Exercise: Every line that contains the word "this" should be copied.

Entries with page source code
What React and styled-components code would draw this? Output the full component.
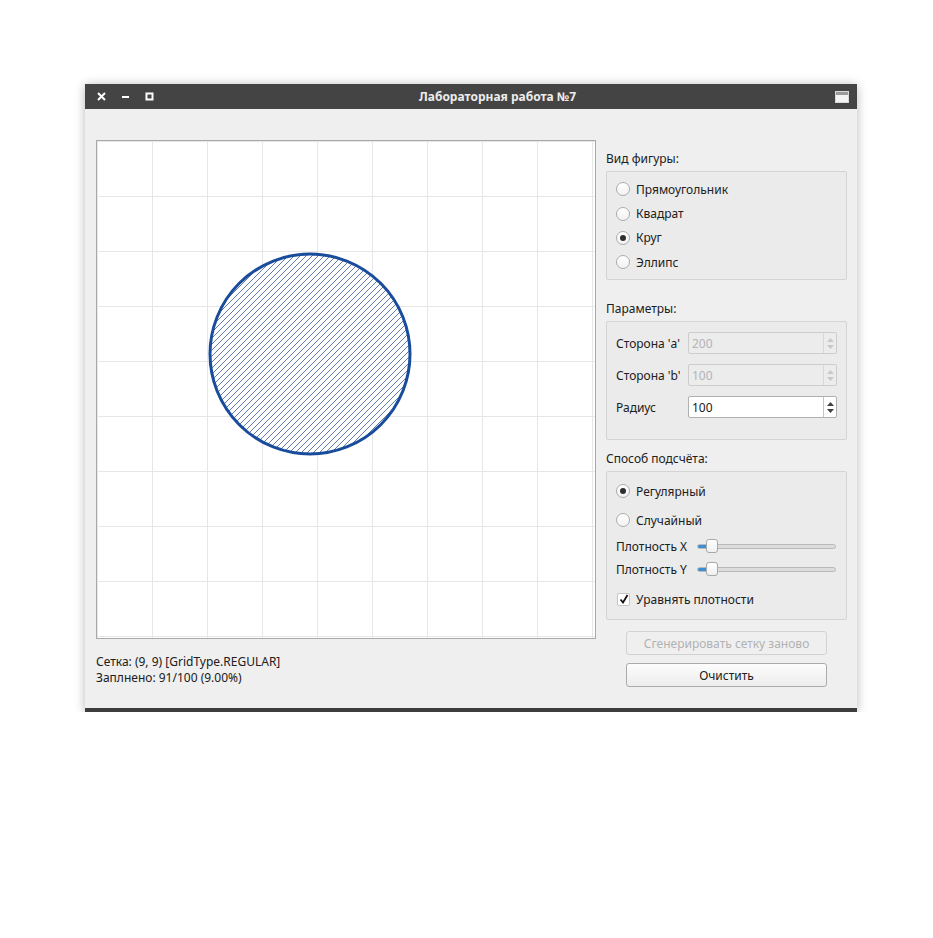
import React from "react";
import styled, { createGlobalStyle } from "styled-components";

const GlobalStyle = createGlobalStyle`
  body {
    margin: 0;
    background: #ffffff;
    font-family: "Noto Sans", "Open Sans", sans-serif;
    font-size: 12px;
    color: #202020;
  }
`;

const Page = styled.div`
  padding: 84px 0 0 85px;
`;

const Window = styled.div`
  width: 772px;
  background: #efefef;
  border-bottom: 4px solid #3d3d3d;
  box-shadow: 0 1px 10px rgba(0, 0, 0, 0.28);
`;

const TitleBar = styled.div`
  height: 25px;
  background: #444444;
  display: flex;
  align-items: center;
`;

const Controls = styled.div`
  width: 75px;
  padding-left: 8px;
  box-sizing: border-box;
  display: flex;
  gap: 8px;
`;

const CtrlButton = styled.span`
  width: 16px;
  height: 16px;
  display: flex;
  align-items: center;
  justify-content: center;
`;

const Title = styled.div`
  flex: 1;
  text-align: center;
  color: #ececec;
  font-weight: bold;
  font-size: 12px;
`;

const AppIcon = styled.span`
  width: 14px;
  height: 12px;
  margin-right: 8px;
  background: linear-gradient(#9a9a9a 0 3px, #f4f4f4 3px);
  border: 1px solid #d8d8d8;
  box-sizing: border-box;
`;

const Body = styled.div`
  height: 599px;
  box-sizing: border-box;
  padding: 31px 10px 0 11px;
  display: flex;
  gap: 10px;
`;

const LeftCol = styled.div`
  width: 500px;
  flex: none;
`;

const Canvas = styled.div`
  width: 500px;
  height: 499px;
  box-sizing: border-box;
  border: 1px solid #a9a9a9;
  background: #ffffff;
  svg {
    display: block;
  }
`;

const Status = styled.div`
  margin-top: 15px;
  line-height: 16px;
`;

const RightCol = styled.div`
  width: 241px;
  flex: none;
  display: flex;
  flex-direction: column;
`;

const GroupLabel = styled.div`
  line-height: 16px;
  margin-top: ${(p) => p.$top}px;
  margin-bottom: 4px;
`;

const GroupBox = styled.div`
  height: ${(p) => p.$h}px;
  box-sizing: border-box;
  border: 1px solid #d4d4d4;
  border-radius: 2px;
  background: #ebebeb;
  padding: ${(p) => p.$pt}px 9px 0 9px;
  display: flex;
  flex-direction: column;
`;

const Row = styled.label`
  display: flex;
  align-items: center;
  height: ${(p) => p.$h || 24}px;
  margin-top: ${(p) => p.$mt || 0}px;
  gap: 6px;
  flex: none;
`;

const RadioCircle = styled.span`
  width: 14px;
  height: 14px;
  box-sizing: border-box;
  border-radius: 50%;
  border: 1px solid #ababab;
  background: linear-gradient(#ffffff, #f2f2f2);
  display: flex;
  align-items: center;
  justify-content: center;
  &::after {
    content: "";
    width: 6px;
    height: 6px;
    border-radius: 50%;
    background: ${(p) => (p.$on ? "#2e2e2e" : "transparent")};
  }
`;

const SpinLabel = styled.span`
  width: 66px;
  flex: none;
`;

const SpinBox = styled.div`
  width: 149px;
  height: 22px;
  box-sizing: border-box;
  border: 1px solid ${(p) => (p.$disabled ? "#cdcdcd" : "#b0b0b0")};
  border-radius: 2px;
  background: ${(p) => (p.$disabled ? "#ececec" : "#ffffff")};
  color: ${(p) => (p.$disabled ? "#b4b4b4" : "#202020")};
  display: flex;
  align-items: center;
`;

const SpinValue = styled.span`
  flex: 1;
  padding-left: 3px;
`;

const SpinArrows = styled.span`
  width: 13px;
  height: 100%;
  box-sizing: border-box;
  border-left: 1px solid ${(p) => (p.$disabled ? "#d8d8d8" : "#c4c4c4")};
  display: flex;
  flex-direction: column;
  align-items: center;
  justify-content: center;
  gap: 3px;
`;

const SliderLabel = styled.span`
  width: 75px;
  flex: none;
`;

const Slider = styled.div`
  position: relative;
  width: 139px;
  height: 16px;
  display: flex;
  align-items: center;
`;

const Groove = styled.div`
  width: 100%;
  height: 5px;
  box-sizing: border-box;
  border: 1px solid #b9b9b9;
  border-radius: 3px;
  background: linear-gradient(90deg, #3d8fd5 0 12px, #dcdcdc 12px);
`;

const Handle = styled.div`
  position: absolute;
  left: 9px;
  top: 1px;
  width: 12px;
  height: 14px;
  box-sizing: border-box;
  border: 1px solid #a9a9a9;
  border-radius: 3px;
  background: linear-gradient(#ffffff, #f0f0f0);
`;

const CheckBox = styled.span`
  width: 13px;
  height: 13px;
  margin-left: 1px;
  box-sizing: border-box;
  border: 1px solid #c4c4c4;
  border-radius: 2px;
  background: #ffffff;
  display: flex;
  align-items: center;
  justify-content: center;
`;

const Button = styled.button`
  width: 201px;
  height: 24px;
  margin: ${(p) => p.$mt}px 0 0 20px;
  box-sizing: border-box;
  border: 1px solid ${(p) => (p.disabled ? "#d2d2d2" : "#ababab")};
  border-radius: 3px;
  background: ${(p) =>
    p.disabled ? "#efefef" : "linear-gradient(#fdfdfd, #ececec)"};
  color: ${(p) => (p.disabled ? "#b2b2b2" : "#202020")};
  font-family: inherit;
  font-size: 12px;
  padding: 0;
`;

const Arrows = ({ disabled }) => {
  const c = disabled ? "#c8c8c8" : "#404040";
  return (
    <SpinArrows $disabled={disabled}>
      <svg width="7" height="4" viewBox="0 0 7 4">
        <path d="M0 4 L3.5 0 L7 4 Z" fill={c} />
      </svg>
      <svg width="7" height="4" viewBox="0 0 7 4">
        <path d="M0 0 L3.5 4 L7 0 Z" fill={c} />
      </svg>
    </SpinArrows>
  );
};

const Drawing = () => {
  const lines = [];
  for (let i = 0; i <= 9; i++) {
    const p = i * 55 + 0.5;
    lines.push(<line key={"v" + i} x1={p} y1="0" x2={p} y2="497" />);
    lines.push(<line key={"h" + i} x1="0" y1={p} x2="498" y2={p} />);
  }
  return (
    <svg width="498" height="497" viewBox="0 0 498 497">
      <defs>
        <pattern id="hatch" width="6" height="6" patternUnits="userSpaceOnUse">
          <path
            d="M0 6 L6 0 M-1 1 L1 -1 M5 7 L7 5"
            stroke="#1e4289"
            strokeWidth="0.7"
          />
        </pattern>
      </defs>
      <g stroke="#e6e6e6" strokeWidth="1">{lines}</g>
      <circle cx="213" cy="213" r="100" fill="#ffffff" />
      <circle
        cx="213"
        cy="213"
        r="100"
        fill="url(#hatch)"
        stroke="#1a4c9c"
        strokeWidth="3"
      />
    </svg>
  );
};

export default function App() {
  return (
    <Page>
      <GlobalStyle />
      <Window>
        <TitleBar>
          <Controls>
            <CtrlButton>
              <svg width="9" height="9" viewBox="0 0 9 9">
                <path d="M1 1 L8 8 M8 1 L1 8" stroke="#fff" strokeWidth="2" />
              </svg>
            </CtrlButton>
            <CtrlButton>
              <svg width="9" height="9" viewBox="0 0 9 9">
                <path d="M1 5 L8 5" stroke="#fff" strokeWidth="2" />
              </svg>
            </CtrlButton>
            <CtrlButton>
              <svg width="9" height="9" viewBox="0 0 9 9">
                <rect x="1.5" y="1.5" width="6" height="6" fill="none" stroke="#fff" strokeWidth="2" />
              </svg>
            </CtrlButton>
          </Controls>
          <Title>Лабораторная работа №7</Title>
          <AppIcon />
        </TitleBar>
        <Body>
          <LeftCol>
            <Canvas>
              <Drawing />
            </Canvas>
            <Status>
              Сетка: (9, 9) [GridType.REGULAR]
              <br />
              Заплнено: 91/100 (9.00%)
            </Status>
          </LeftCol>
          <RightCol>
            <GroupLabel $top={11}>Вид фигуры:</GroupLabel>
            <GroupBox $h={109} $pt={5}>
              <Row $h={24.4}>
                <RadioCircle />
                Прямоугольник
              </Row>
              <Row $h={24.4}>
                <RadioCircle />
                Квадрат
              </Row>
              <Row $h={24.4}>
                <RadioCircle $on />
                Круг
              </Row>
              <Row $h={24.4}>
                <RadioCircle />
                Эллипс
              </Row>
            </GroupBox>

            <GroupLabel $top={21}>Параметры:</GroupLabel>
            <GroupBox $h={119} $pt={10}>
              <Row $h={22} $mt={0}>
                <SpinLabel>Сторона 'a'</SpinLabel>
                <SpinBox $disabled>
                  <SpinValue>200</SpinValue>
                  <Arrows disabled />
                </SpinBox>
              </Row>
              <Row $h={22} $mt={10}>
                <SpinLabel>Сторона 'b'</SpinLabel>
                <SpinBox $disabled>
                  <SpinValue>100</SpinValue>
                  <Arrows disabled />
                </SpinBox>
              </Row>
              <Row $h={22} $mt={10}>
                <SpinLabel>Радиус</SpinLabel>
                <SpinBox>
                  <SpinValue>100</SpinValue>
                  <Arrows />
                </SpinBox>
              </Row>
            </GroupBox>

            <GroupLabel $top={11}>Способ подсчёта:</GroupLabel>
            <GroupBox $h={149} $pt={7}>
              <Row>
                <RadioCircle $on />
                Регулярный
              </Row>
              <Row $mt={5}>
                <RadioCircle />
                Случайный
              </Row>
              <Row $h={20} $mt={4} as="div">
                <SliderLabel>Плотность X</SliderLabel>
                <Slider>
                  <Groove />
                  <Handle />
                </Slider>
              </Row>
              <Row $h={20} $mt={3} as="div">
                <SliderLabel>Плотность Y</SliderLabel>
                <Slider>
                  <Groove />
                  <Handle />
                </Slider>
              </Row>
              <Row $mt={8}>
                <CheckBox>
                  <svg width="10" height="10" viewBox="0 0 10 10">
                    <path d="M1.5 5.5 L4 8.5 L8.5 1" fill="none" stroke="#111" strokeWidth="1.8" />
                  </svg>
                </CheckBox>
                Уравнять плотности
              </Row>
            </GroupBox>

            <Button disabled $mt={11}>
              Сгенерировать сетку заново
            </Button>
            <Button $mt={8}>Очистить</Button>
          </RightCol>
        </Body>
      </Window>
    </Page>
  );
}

* * *

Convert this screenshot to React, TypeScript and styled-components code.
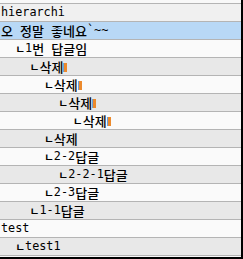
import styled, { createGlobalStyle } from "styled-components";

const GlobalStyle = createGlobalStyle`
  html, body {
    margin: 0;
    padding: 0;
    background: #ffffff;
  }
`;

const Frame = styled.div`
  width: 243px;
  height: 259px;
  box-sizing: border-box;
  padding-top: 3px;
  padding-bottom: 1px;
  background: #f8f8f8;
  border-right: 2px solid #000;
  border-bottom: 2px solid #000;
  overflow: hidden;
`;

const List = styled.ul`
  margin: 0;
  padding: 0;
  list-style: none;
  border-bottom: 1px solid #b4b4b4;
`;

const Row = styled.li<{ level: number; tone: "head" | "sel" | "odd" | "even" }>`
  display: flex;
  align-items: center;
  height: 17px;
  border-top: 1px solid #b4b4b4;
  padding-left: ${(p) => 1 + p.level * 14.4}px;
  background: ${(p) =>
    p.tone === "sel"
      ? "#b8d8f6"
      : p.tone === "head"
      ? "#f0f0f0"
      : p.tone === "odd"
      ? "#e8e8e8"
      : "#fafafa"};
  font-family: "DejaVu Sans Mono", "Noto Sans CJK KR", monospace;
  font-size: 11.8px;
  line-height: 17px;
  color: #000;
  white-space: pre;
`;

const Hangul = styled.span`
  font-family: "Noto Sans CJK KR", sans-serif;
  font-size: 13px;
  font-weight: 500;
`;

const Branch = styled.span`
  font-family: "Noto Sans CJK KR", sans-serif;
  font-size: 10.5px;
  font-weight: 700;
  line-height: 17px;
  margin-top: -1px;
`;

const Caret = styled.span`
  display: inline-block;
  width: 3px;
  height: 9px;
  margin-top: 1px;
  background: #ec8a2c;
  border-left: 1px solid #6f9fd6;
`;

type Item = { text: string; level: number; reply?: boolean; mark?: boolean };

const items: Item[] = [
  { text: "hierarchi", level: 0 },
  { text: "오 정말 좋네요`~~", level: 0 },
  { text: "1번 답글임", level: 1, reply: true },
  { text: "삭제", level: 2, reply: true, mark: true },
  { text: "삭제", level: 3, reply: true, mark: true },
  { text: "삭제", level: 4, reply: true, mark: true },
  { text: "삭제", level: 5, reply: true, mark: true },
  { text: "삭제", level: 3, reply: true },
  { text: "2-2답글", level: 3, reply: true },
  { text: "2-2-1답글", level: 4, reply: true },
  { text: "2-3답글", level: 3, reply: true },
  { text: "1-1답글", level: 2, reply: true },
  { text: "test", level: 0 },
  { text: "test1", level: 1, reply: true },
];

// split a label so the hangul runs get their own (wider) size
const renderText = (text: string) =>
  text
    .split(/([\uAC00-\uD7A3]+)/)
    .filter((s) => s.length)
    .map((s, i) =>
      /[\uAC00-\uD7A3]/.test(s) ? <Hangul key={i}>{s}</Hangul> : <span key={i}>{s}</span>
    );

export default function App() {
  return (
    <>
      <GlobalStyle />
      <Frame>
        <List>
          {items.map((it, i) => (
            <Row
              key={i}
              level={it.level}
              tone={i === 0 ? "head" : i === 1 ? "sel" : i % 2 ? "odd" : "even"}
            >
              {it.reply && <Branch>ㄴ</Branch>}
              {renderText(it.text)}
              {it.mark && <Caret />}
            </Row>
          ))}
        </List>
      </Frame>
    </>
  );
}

Exercise output:
What React and styled-components code would draw this? Output the full component.
Convert this screenshot to React, TypeScript and styled-components code.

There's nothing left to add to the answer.